Association Between IVUS Findings and Adverse Outcomes in Coronary Artery Disease (VIVA Study)
Patrick A Calvert, Daniel R Obaid, Martin R Bennett · Prospective cohort study
BlueRipple Assessment
The dream of “vulnerable plaque” imaging is to spot the specific lesions destined to rupture before they cause a heart attack. The VIVA study tested whether intravascular ultrasound with virtual histology could do that.
Using VH-IVUS to image coronary arteries in 170 patients, the investigators identified features that were significantly associated with later major adverse cardiac events: thin-capped fibroatheromas (the classic rupture-prone plaque), a heavy plaque burden exceeding 70 percent, and a small minimum luminal area. Plaques and patients carrying these features were at measurably higher risk.
The finding is encouraging in principle but limited in practice. The associations were statistically significant yet modest in their ability to pinpoint which individual plaque would cause trouble, and the imaging is invasive. It advanced the science of plaque characterization without delivering a tool ready to redirect routine care.
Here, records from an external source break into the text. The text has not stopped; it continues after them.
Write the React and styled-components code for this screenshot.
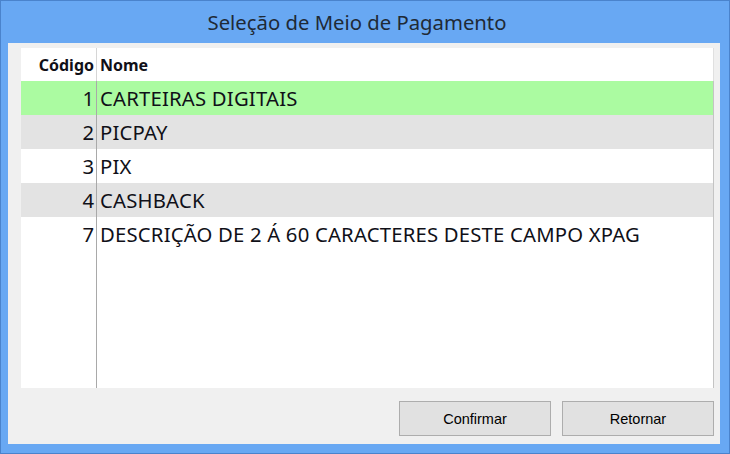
import styled, { createGlobalStyle } from "styled-components";

const GlobalStyle = createGlobalStyle`
    html, body {
        margin: 0;
        padding: 0;
        background: #ffffff;
    }
    * {
        box-sizing: border-box;
    }
`

const Window = styled.div`
    width: 730px;
    height: 454px;
    display: flex;
    flex-direction: column;
    background-color: #68a8f3;
    border: 1px solid #4a83cc;
    padding: 0 9px 9px 7px;
    font-family: "Noto Sans", "Open Sans", sans-serif;
`

const TitleBar = styled.div`
    height: 42px;
    display: flex;
    align-items: center;
    justify-content: center;
    padding-right: 14px;
    font-size: 20.3px;
    color: #1f2a36;
`

const Client = styled.div`
    flex: 1;
    display: flex;
    flex-direction: column;
    background-color: #f0f0f0;
    padding: 5px 6px 7px 13px;
`

const Grid = styled.div`
    height: 340px;
    display: flex;
    flex-direction: column;
    background-color: #ffffff;
`

const Row = styled.div`
    display: flex;
    height: ${props => props.$height || 34}px;
    flex: ${props => props.$fill ? 1 : "none"};
    background-color: ${props => props.$bg || "#ffffff"};
    color: #101018;
`

const CodeCell = styled.div`
    width: 76px;
    display: flex;
    align-items: center;
    justify-content: flex-end;
    padding-right: 2px;
    border-right: 1px solid ${props => props.$light ? "#d6d6d6" : "#a9a9a9"};
    font-size: ${props => props.$head ? "16px" : "20.3px"};
    font-weight: ${props => props.$head ? 700 : 400};
`

const NameCell = styled.div`
    flex: 1;
    display: flex;
    align-items: center;
    padding-left: 3px;
    border-right: 1px solid ${props => props.$light ? "#e0e0e0" : "#c4c4c4"};
    font-size: ${props => props.$head ? "16px" : "20.3px"};
    font-weight: ${props => props.$head ? 700 : 400};
    letter-spacing: ${props => props.$head ? 0 : 0.2}px;
    white-space: nowrap;
`

const ButtonBar = styled.div`
    display: flex;
    justify-content: flex-end;
    gap: 11px;
    margin-top: 13px;
`

const Button = styled.button`
    width: 152px;
    height: 35px;
    background-color: #e1e1e1;
    border: 1px solid #adadad;
    font-family: "Liberation Sans", Arial, sans-serif;
    font-size: 14.5px;
    color: #000000;
    padding: 0;
`

const items = [
    { code: 1, name: "CARTEIRAS DIGITAIS" },
    { code: 2, name: "PICPAY" },
    { code: 3, name: "PIX" },
    { code: 4, name: "CASHBACK" },
    { code: 7, name: "DESCRIÇÃO DE 2 Á 60 CARACTERES DESTE CAMPO XPAG" },
]

const rowColor = (i) => {
    if (i === 0) return "#abfba1"
    return i % 2 === 1 ? "#e3e3e3" : "#ffffff"
}

export default function App() {
    return (
        <>
            <GlobalStyle />
            <Window>
                <TitleBar>Seleção de Meio de Pagamento</TitleBar>
                <Client>
                    <Grid>
                        <Row $height={33}>
                            <CodeCell $head $light>Código</CodeCell>
                            <NameCell $head $light>Nome</NameCell>
                        </Row>
                        {items.map((item, i) => (
                            <Row key={item.code} $bg={rowColor(i)}>
                                <CodeCell>{item.code}</CodeCell>
                                <NameCell>{item.name}</NameCell>
                            </Row>
                        ))}
                        <Row $fill>
                            <CodeCell />
                            <NameCell />
                        </Row>
                    </Grid>
                    <ButtonBar>
                        <Button>Confirmar</Button>
                        <Button>Retornar</Button>
                    </ButtonBar>
                </Client>
            </Window>
        </>
    )
}
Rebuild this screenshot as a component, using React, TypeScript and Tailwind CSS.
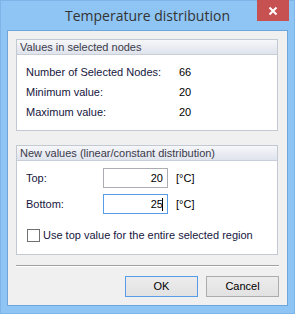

We rate the evidence moderate-to-strong. As a prospective study with adjudicated outcomes it is solid, but its small size and surrogate-heavy approach keep “vulnerable plaque” detection a research pursuit more than a clinical practice.
The original source
Calvert PA, Obaid DR, O'Sullivan M, Shapiro LM, McNab D, Densem CG, et al. Association between IVUS findings and adverse outcomes in patients with coronary artery disease: the VIVA (VH-IVUS in Vulnerable Atherosclerosis) study. JACC Cardiovasc Imaging. 2011;4(8):894-901.